Eighteen months into running Tackle Grab, which sells fishing gear by monthly subscription, co-founder and CEO Stash Karandanis had had enough. The company had 2,000 subscribers and was growing fast. But Karandanis was still doing all the fulfillment--carefully packing merchandise into boxes, pasting mailing labels on them, and arranging for shipment--at his home in East Sandwich, Massachusetts.

"Crazy is an understatement," he says. "All of the logistics and shipping was in my basement. It took 12 days to do 2,000 kits." Karandanis and his co-founder, Owen Hall, scrambled to hire a fulfillment service in nearby Boston, but couldn't find a reasonably priced option. Then Riley Life Logistics in Raleigh, North Carolina, quoted a much lower price. Going with Riley freed up nearly half a month's time for Karandanis to focus on other tasks--and today Tackle Grab has more than 15,000 members.

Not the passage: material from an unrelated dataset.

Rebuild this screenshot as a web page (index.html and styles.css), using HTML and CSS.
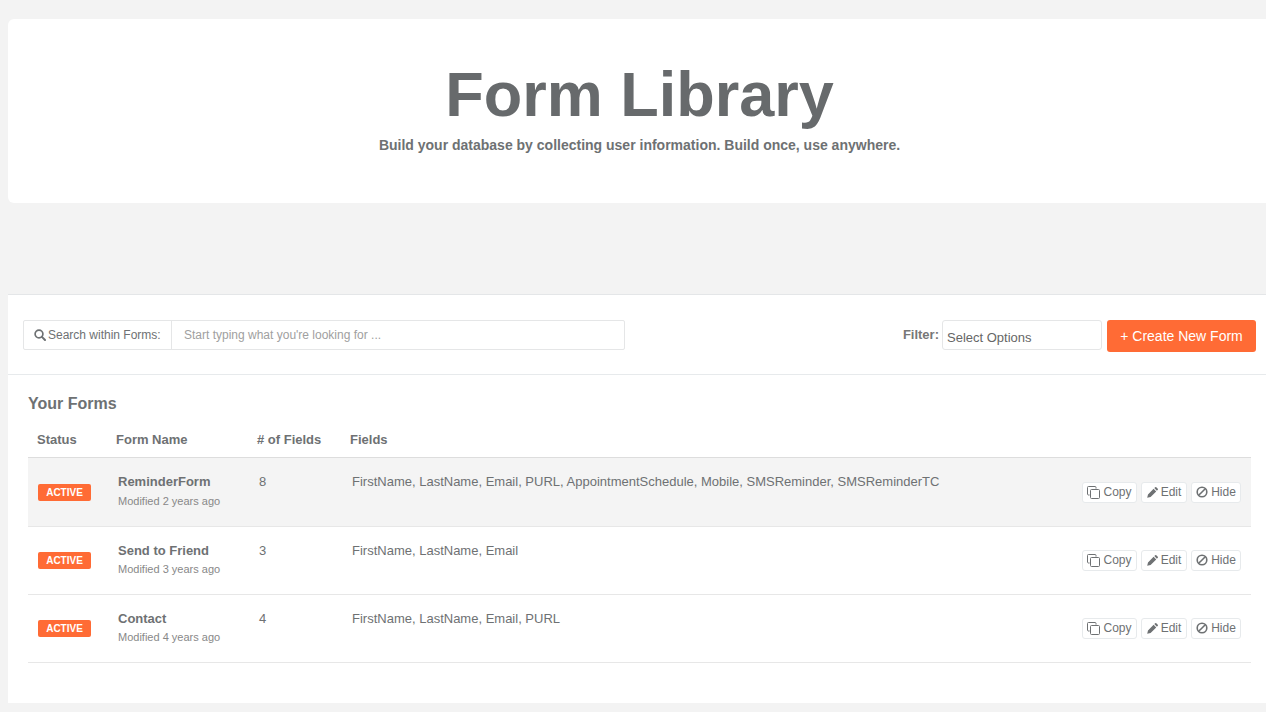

Tackle Grab's tale has a happy ending, but many e-commerce companies find fulfillment vexing. With shipping and logistics in-house, costs may be kept down, but eventually, finding a partner is essential for managing growth and sanity. Resources like crafts marketplace Etsy, easy-to-use e-commerce shipping software like ShipStation, and e-commerce platforms like Shopify make it simple to set up a business online. But fulfillment is still time-consuming, complicated--and, well, scary.

"No one is going to care about your product more than you do, and you're entrusting that to a third party," says Karandanis. "It's terrifying."

Particularly for newer companies. Jen Resnick is the founder of Wala Swim, an online swimsuit retailer for women that buys from vendors worldwide. Bringing all her different products into one fulfillment center and delegating all the sorting and specialized packing and packaging to a partner seemed like too big a risk for her young company.